## [Provided information]

___

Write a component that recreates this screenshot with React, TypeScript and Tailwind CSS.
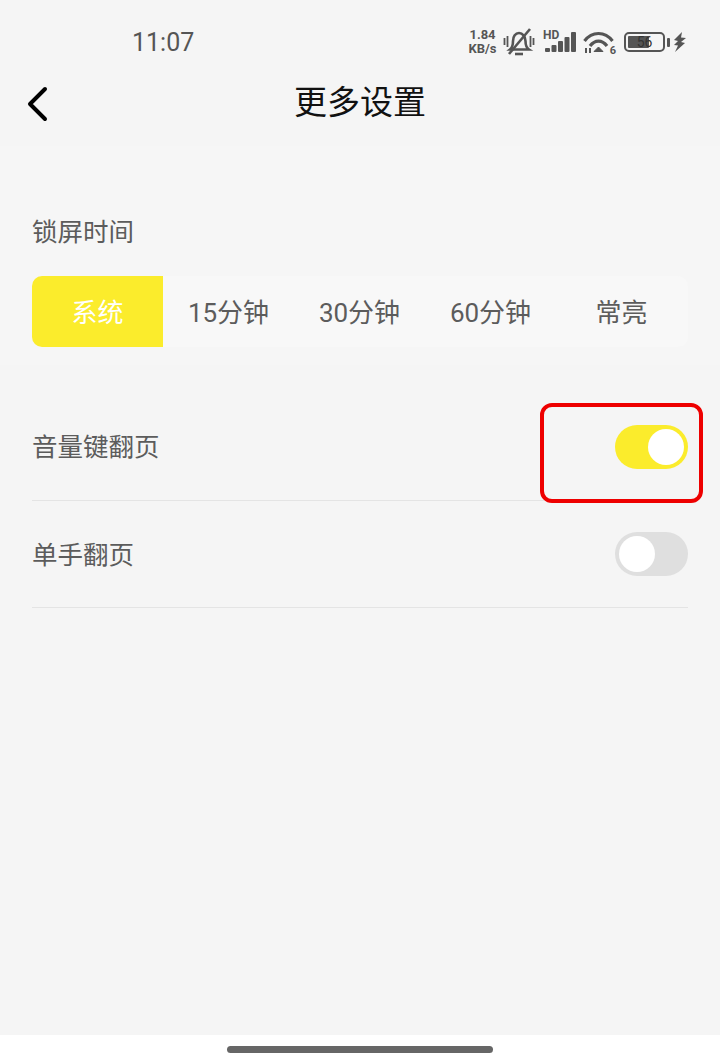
const FONT = "font-['Roboto','Noto_Sans_CJK_SC',sans-serif]";
const TIMES = ['15分钟', '30分钟', '60分钟', '常亮'];

function StatusIcons() {
  return (
    <div className="flex items-center text-[#555]">
      <div className="mr-[2px] flex w-[29px] flex-col items-center text-[13px] font-bold leading-[14px]">
        <span>1.84</span>
        <span>KB/s</span>
      </div>
      {/* Muted bell */}
      <svg width="32" height="28" viewBox="0 0 32 28" className="ml-[4px]" fill="none" stroke="currentColor" strokeWidth="2.6">
        <path d="M7 21.500c2.500-2 3-4 3-8.500 0-4.500 2.500-8 6-8s6.500 3.500 6.500 8c0 4.500.5 6.500 3.500 8.500z" />
        <path d="M12 26h8" />
        <path d="M6 26 27 1" />
        <path d="M1.500 10v7M4.500 8v11M27.500 8v11M30.500 10v7" strokeWidth="1.8" />
      </svg>
      {/* Signal */}
      <div className="relative ml-[8px] h-[28px] w-[33px]">
        <span className="absolute left-0 top-[2px] text-[12px] font-bold leading-[10px]">HD</span>
        <svg width="33" height="28" viewBox="0 0 33 28" fill="currentColor">
          <rect x="2" y="20" width="5" height="4" rx="1" />
          <rect x="8.500" y="17" width="5" height="7" rx="1" />
          <rect x="15" y="13" width="5" height="11" rx="1" />
          <rect x="21.500" y="9" width="5" height="15" rx="1" />
          <rect x="28" y="4" width="5" height="20" rx="1" />
        </svg>
      </div>
      {/* Wifi */}
      <div className="relative ml-[7px] h-[28px] w-[33px]">
        <svg width="33" height="28" viewBox="0 0 33 28" fill="none" stroke="currentColor" strokeWidth="3.200">
          <path d="M1.500 13C9 3 22 3 29.500 13" />
          <path d="M7 18c5-6.500 12-6.500 17 0" />
          <path d="M15.500 19l4.500 4.500h-9z" fill="currentColor" strokeWidth="1" />
          <path d="M3 20v5M7 20v5" strokeWidth="2" />
        </svg>
        <span className="absolute right-[0px] top-[17px] text-[11px] font-bold leading-[11px]">6</span>
      </div>
      {/* Battery */}
      <div className="relative ml-[8px] flex h-[20px] w-[41px] items-center justify-center rounded-[5px] border-2 border-[#555] text-[14px] leading-none">
        <div className="absolute bottom-[2px] left-[2px] top-[2px] w-[21px] rounded-[1px] bg-[#555]" />
        <span className="relative text-[#333]">56</span>
      </div>
      <div className="ml-[2px] h-[9px] w-[3px] rounded-[1px] bg-[#555]" />
      <svg width="13" height="20" viewBox="0 0 13 20" fill="currentColor" className="ml-[3px]">
        <path d="M9 0 1 8l4 1-4 4 4 .5L2 20l10-9-4-1 5-4-5-.5z" />
      </svg>
    </div>
  );
}

function Toggle({ on }: { on: boolean }) {
  return (
    <div className={`flex h-[44px] w-[73px] items-center rounded-full px-[4px] ${on ? 'justify-end bg-[#fbec2c]' : 'justify-start bg-[#dfdfdf]'}`}>
      <div className="h-[36px] w-[36px] rounded-full bg-white" />
    </div>
  );
}

export default function App() {
  return (
    <div className={`relative flex h-[1064px] w-[720px] flex-col bg-[#f5f5f5] ${FONT}`}>
      {/* Status bar */}
      <div className="flex h-[70px] items-center justify-between pl-[132px] pr-[34px] pt-[14px]">
        <span className="text-[25px] leading-none text-[#555]">11:07</span>
        <StatusIcons />
      </div>

      {/* Title bar */}
      <div className="relative flex h-[76px] items-start justify-center">
        <svg width="24" height="36" viewBox="0 0 24 36" fill="none" stroke="black" strokeWidth="4" strokeLinecap="round" strokeLinejoin="round" className="absolute left-[25px] top-[16px]">
          <path d="M20 3 5 18l15 15" />
        </svg>
        <span className="pt-[10px] text-[33px] leading-[46px] text-[#111]">更多设置</span>
      </div>

      {/* Lock screen time */}
      <div className="flex h-[219px] flex-col bg-[#f6f6f6] px-[32px] pt-[68px]">
        <span className="text-[25.5px] leading-[36px] text-[#5c5c5c]">锁屏时间</span>
        <div className="mt-[26px] flex h-[71px] rounded-[10px] bg-[#f8f8f8]">
          <div className="flex w-[131px] items-center justify-center rounded-l-[10px] bg-[#fbec2c] pt-[4px] text-[26px] text-white">
            系统
          </div>
          {TIMES.map((t) => (
            <div key={t} className="flex w-[131px] items-center justify-center pt-[4px] text-[26px] text-[#5c5c5c]">
              {t}
            </div>
          ))}
        </div>
      </div>

      {/* Page turning */}
      <div className="mt-[28px] flex flex-col px-[32px]">
        <div className="flex h-[108px] items-center justify-between border-b border-[#e4e4e4]">
          <span className="pt-[2px] text-[25.5px] text-[#5c5c5c]">音量键翻页</span>
          <Toggle on />
        </div>
        <div className="flex h-[107px] items-center justify-between border-b border-[#e4e4e4]">
          <span className="pt-[2px] text-[25.5px] text-[#5c5c5c]">单手翻页</span>
          <Toggle on={false} />
        </div>
      </div>

      {/* Red highlight */}
      <div className="absolute left-[540px] top-[403px] h-[100px] w-[163px] rounded-[12px] border-[4px] border-[#ee0000]" />

      {/* Home indicator */}
      <div className="mt-auto flex h-[29px] justify-center bg-white pr-[1px] pt-[11px]">
        <div className="h-[7px] w-[266px] rounded-full bg-[#666]" />
      </div>
    </div>
  );
}
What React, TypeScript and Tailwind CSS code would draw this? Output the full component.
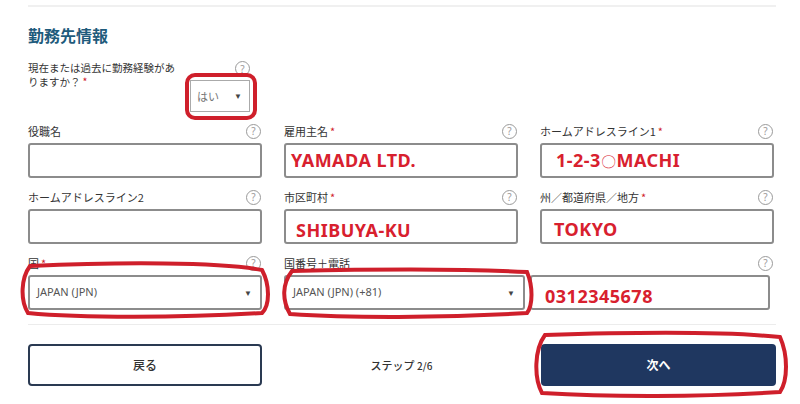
import React from "react";

const jp = { fontFamily: '"Noto Sans CJK JP", "Noto Sans", sans-serif' };
const val = { fontFamily: '"Noto Sans", "Liberation Sans", sans-serif' };

function Help() {
  return (
    <span className="flex h-[15px] w-[15px] items-center justify-center rounded-full border border-[#9a9a9a] text-[10px] leading-none text-[#9a9a9a]" style={val}>
      ?
    </span>
  );
}

function Label({ text, required }: { text: string; required?: boolean }) {
  return (
    <div className="flex h-[14px] items-center justify-between pr-[1px]">
      <span className="text-[11px] text-[#333]" style={jp}>
        {text}
        {required && <span className="ml-[2px] text-[#d0202a]">*</span>}
      </span>
      <Help />
    </div>
  );
}

function TextBox({ value, offset = "pl-[6px]" }: { value?: React.ReactNode; offset?: string }) {
  return (
    <div className={`mt-[5px] flex h-[35px] items-center rounded-[3px] border-2 border-[#8c8c8c] bg-white ${offset}`}>
      <span className="text-[18px] font-bold tracking-[0.5px] text-[#d8202e]" style={val}>
        {value}
      </span>
    </div>
  );
}

function SelectBox({ value }: { value: string }) {
  return (
    <div className="mt-[5px] flex h-[35px] items-center justify-between rounded-[3px] border-2 border-[#8c8c8c] bg-white pl-[7px] pr-[8px]">
      <span className="text-[11px] text-[#555]" style={val}>
        {value}
      </span>
      <span className="text-[8px] text-[#444]">▼</span>
    </div>
  );
}

function Field({ label, required, value, offset }: { label: string; required?: boolean; value?: React.ReactNode; offset?: string }) {
  return (
    <div>
      <Label text={label} required={required} />
      <TextBox value={value} offset={offset} />
    </div>
  );
}

export default function App() {
  return (
    <div className="relative h-[404px] w-[800px] overflow-hidden bg-white">
      <div className="ml-[28px] mt-[5px] h-[2px] w-[748px] bg-[#f0f0f0]" />
      <div className="px-[28px]">
        <h2 className="mt-[18px] text-[16px] font-bold leading-[20px] text-[#1f5b7c]" style={jp}>
          勤務先情報
        </h2>

        <div className="mt-[15px] flex w-[222px] justify-between">
          <p
            className="mt-[1px] w-[150px] text-[10.5px] leading-[14px] text-[#333] after:ml-[2px] after:text-[#d0202a] after:content-['*']"
            style={jp}
          >
            現在または過去に勤務経験がありますか？
          </p>
          <div className="flex w-[60px] flex-col items-end">
            <div className="mt-[1px]">
              <Help />
            </div>
            <div className="mt-[4px] flex h-[32px] w-[60px] items-center justify-between border border-[#aaa] bg-white pl-[6px] pr-[7px]">
              <span className="text-[11px] text-[#777]" style={jp}>はい</span>
              <span className="text-[8px] text-[#444]">▼</span>
            </div>
          </div>
        </div>

        <div className="mt-[12px] grid w-[746px] grid-cols-3 gap-x-[22px] gap-y-[12px]">
          <Field label="役職名" />
          <Field label="雇用主名" required value="YAMADA LTD." offset="pl-[5px]" />
          <Field
            label="ホームアドレスライン1"
            required
            value={
              <>
                1-2-3<span className="text-[15px] font-normal">〇</span>MACHI
              </>
            }
            offset="pl-[14px]"
          />
          <Field label="ホームアドレスライン2" />
          <Field label="市区町村" required value="SHIBUYA-KU" offset="pl-[10px] pt-[8px]" />
          <Field label="州／都道府県／地方" required value="TOKYO" offset="pl-[12px] pt-[5px]" />
          <div>
            <Label text="国" required />
            <SelectBox value="JAPAN (JPN)" />
          </div>
          <div className="col-span-2">
            <Label text="国番号＋電話" />
            <div className="flex gap-[5px] pr-[4px]">
              <div className="w-[241px]">
                <SelectBox value="JAPAN (JPN) (+81)" />
              </div>
              <div className="flex-1">
                <TextBox value="0312345678" offset="pl-[13px] pt-[8px]" />
              </div>
            </div>
          </div>
        </div>

        <div className="mt-[14px] h-px w-[748px] bg-[#ececec]" />

        <div className="mt-[19px] flex w-[748px] items-center justify-between">
          <button className="flex h-[42px] w-[234px] items-center justify-center rounded-[4px] border-2 border-[#2a3a52] bg-white text-[12px] font-medium text-[#333]" style={jp}>
            戻る
          </button>
          <span className="text-[11px] font-medium text-[#333]" style={jp}>
            ステップ <span className="text-[10px]">2/6</span>
          </span>
          <button className="flex h-[42px] w-[235px] items-center justify-center rounded-[4px] bg-[#1f3760] text-[12px] font-bold text-white" style={jp}>
            次へ
          </button>
        </div>
      </div>

      <svg className="pointer-events-none absolute left-0 top-0" width="800" height="404" fill="none" stroke="#cf1f2b" strokeWidth="4">
        <rect x="187" y="75" width="68" height="43" rx="8" />
        <path d="M30 266 C 120 262, 220 262, 262 270 C 270 285, 270 305, 262 313 C 180 318, 80 318, 28 313 C 20 300, 21 278, 30 266 Z" />
        <path d="M292 271 C 380 269, 470 269, 527 272 C 533 286, 533 305, 527 313 C 440 318, 350 318, 290 314 C 282 300, 282 284, 292 271 Z" />
        <path d="M545 335 C 640 332, 730 332, 780 337 C 788 355, 788 380, 780 392 C 700 397, 610 397, 542 393 C 534 378, 534 350, 545 335 Z" />
      </svg>
    </div>
  );
}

___

## [Required task]
Omit the pictures, then repeat exactly each line from the beginning of the listing through the line with "const TIMES = ['15分钟', '30分钟', '60分钟', '常亮'];".

## [Finished task]
Write a component that recreates this screenshot with React, TypeScript and Tailwind CSS.
const FONT = "font-['Roboto','Noto_Sans_CJK_SC',sans-serif]";
const TIMES = ['15分钟', '30分钟', '60分钟', '常亮'];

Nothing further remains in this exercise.